Indignados: What the 2019 Civil Uprisings can Teach Us in 2020

By: Gabriela Valentín Díaz, 2L

(Source: AP Photo/Carlos Noriega)

Civil unrest in Latin American and Caribbean countries over the past year share many similarities. Perhaps most notably, Latin American constituents expressed their discontent with government actions that perpetuate corruption and inequality. Puerto Rican citizens took to the streets for the second time in less than eight months, demanding the resignation of its current governor, Wanda Vasquez, after warehouses full of undistributed aid supplied after Hurricane Maria were discovered. Puerto Ricans were outraged to learn the government allegedly knew of the warehouses for years and did not share the resources.

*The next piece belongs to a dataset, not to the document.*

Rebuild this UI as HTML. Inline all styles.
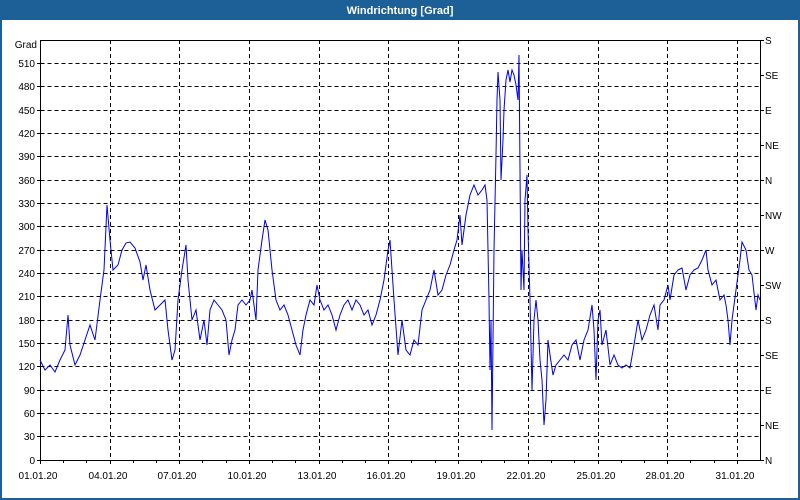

This sparked accusations of corruption and inhumane treatment from the government and is the most recent event in a wave of political participation in Latin American and Caribbean countries over inequality and corruption. Countries like ChileBrazil, and Colombia, and Ecuador share similar experiences that are likely to continue in 2020. Governments must take accountability and layout specific steps to regain the trust of the people.

Business Insider identified the conditions present in so many Latin American countries that are likely to generate protests. Countries with anti-system populist governments and new administrations are particularly susceptible to instability. One country that has experienced public outcry but has been less present in the media than others like Chile or Brazil is Ecuador. In October 2019, the President of Ecuador ended government subsidies that incentivized the compliance with an International Monetary Fund program that has largely benefitted multinational corporations and banks. Affected groups protested with outrage, resulting in over $140 million in damage. The citizens’ reaction to this austerity measure caused the President to flee the nation’s capital. Indigenous people in Ecuador—who were most affected by this change—protested, attempting to reclaim the government that has often forgotten and marginalized this group. The Ecuadorian protests were resolved after eleven days of protests that left seven dead and over 1,000 injured. The government struck a deal with protesters to remove the austerity measures that initially incited the protests. Citizens in these countries demand more equitable treatment and continue to protest for as long as it takes to force change in their government.

The 2019 civil uprisings shows other Latin American governments which issues are important to their people. Citizens want honesty, efficiency, and equality. Conversely, citizens of other Latin American countries have seen what they have the ability to accomplish as a united people. To encourage stability while changing the status quo, governments must increase transparency with their people, listen, and act on their concerns, as Ecuador did in 2019. If not, the year 2020 will be riddled with further loss of opportunity for progress and life in Latin America.